◆ EXERCISE REQUIREMENTS ◆
Return all lines in the material below that contain "styled".

◆ Web page code records ◆
———
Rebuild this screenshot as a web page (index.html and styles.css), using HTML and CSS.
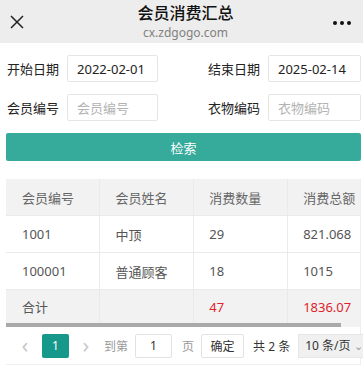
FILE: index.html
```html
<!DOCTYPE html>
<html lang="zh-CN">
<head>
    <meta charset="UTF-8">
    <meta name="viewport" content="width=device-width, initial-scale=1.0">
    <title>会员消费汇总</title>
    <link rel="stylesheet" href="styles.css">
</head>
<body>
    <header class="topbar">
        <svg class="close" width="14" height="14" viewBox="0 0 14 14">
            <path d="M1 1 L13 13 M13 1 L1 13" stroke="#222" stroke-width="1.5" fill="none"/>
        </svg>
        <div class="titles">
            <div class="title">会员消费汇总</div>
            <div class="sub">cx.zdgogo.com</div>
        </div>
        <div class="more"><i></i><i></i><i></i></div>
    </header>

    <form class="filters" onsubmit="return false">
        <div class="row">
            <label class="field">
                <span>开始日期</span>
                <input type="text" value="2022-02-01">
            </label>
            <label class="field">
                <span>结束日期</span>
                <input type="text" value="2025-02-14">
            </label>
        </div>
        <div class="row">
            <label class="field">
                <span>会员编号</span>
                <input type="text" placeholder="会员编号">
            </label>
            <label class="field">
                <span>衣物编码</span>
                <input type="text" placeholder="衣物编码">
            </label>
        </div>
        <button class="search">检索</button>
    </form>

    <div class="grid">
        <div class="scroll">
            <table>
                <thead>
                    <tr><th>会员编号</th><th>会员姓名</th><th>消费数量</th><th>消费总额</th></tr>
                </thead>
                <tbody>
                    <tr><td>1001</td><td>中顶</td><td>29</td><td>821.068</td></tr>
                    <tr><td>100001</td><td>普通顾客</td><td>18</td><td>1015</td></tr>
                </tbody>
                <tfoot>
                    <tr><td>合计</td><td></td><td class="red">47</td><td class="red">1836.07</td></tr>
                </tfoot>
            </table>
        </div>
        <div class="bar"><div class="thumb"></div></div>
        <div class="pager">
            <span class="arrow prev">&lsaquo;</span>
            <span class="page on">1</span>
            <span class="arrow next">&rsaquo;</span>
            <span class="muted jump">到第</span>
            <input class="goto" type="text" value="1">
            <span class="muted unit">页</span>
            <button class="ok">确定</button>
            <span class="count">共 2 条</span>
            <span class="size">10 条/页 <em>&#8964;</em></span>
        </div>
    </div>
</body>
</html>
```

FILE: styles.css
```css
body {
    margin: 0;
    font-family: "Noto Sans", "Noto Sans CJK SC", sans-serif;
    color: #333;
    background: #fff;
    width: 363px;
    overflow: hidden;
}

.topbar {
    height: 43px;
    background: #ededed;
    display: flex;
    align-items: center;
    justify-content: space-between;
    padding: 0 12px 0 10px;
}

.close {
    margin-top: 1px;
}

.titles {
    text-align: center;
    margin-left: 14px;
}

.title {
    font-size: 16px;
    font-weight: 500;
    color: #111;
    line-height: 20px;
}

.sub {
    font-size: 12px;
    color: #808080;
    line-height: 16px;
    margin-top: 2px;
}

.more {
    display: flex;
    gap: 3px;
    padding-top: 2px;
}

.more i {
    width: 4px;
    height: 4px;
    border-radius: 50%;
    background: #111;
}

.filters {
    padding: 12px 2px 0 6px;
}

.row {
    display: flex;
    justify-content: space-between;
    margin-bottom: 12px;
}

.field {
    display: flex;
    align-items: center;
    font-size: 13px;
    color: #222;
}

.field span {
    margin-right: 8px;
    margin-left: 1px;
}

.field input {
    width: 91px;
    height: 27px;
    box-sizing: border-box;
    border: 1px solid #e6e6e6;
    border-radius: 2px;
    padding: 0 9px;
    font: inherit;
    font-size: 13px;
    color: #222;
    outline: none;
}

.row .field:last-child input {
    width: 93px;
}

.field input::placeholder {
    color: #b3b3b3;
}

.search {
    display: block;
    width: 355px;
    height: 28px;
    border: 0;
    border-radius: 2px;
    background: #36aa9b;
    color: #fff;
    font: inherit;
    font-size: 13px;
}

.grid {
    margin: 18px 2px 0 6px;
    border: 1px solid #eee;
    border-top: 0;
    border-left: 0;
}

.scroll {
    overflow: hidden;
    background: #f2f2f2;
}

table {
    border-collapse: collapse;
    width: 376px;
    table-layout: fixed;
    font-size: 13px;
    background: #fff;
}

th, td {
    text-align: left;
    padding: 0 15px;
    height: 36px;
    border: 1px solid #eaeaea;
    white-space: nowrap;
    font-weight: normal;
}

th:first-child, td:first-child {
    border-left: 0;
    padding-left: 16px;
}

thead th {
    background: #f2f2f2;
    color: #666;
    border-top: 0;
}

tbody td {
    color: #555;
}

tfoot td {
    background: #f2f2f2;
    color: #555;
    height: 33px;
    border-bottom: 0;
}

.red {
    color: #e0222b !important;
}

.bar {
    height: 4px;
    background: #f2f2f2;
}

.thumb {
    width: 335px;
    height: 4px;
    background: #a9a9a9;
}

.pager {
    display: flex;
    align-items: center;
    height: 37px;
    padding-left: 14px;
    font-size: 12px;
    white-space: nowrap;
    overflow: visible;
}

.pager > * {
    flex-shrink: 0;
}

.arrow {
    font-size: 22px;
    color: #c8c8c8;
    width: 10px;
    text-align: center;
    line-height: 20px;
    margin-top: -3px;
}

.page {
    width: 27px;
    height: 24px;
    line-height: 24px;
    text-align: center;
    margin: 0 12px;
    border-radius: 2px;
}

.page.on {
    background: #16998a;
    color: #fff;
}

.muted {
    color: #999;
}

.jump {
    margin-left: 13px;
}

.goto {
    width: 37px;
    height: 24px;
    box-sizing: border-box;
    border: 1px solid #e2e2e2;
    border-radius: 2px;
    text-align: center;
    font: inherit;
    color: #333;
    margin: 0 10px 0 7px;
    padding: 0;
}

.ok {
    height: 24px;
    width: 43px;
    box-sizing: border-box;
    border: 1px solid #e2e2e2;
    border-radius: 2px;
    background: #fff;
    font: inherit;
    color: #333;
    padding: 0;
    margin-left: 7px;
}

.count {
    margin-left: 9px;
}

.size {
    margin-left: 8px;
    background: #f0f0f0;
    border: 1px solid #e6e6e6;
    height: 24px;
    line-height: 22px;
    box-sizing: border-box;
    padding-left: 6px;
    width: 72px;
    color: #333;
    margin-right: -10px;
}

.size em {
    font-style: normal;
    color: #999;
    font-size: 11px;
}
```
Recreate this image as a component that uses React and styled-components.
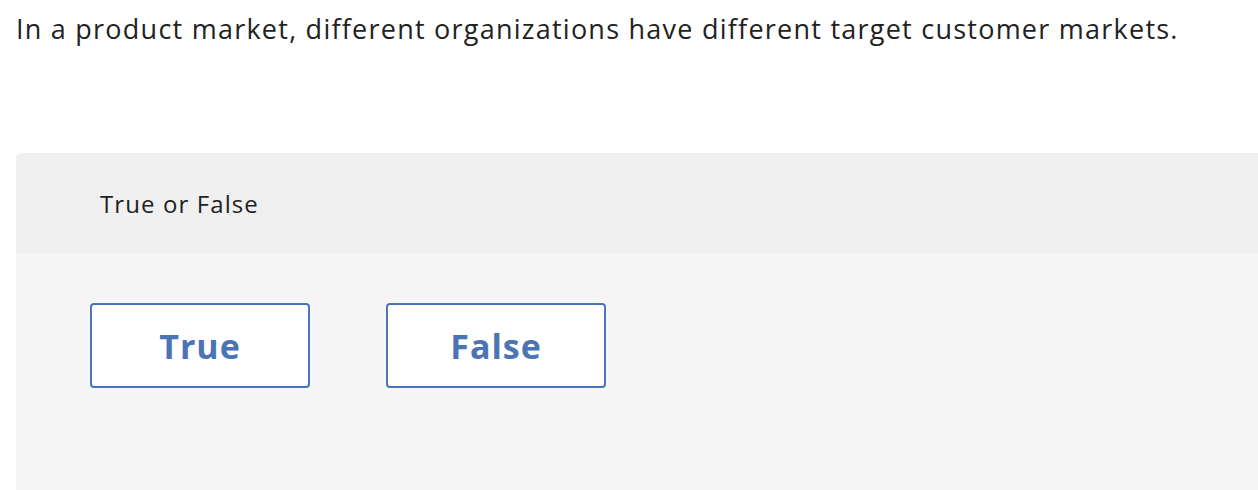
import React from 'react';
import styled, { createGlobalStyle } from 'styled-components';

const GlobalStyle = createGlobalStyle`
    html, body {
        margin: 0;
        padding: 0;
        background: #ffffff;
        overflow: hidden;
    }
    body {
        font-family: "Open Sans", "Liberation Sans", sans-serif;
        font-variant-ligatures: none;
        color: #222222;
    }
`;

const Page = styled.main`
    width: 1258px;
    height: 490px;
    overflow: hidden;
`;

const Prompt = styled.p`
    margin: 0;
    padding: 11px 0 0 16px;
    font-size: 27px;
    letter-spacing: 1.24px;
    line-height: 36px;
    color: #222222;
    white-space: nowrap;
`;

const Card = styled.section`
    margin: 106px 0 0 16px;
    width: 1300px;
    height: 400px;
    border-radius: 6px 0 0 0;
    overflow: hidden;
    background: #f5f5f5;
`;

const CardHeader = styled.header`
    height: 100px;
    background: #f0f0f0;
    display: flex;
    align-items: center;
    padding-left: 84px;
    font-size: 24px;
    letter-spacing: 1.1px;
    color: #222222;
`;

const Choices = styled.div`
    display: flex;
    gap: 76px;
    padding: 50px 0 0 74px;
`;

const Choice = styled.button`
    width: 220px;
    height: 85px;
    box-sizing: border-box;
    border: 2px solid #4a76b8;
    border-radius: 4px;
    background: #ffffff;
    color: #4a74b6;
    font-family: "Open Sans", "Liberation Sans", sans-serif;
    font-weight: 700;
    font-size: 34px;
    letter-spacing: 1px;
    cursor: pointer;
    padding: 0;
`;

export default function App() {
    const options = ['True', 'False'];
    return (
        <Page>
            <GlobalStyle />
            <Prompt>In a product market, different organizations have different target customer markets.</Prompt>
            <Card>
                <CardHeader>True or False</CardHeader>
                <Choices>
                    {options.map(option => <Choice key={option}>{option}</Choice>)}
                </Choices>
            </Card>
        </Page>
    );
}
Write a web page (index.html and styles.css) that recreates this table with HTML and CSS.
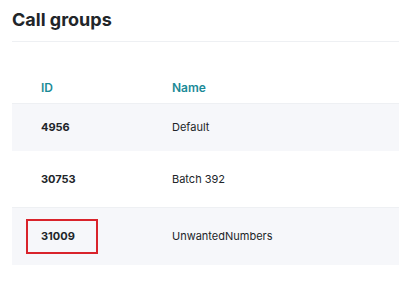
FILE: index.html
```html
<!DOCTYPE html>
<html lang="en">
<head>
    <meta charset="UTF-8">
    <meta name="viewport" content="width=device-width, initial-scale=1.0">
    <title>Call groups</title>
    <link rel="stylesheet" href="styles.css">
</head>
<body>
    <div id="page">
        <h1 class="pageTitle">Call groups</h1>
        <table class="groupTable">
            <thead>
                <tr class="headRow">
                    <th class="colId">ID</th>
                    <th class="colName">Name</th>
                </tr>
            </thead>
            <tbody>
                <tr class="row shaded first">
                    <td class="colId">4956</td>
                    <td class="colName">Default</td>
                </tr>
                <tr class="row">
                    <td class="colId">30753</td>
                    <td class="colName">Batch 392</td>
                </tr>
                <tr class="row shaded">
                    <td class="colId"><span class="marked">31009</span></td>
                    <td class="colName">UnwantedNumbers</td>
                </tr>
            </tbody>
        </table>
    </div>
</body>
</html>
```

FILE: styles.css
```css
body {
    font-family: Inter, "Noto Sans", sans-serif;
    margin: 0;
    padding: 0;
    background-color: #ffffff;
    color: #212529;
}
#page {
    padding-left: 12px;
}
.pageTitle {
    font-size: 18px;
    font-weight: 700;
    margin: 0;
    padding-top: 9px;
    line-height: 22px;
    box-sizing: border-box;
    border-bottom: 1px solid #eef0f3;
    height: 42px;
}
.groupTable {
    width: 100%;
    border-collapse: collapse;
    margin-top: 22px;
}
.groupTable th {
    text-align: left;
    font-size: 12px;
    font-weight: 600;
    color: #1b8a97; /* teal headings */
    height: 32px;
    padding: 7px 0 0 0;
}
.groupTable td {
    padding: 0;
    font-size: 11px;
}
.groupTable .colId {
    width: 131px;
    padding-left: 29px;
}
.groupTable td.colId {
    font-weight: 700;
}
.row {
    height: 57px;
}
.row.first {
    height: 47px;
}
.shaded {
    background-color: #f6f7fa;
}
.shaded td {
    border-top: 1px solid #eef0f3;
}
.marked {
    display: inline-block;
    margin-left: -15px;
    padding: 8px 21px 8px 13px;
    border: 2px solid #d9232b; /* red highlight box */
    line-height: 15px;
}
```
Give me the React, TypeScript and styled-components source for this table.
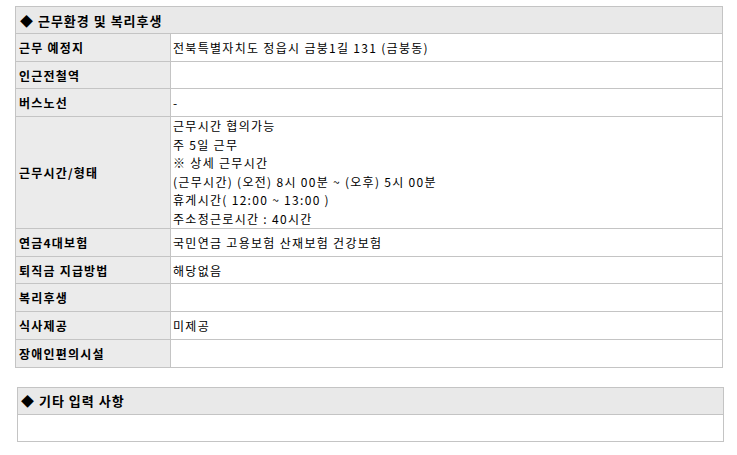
———
◆ FULL RESPONSE ◆
Recreate this image as a component that uses React and styled-components.
import styled, { createGlobalStyle } from 'styled-components';
const Page = styled.main`
const Prompt = styled.p`
const Card = styled.section`
const CardHeader = styled.header`
const Choices = styled.div`
const Choice = styled.button`
Give me the React, TypeScript and styled-components source for this table.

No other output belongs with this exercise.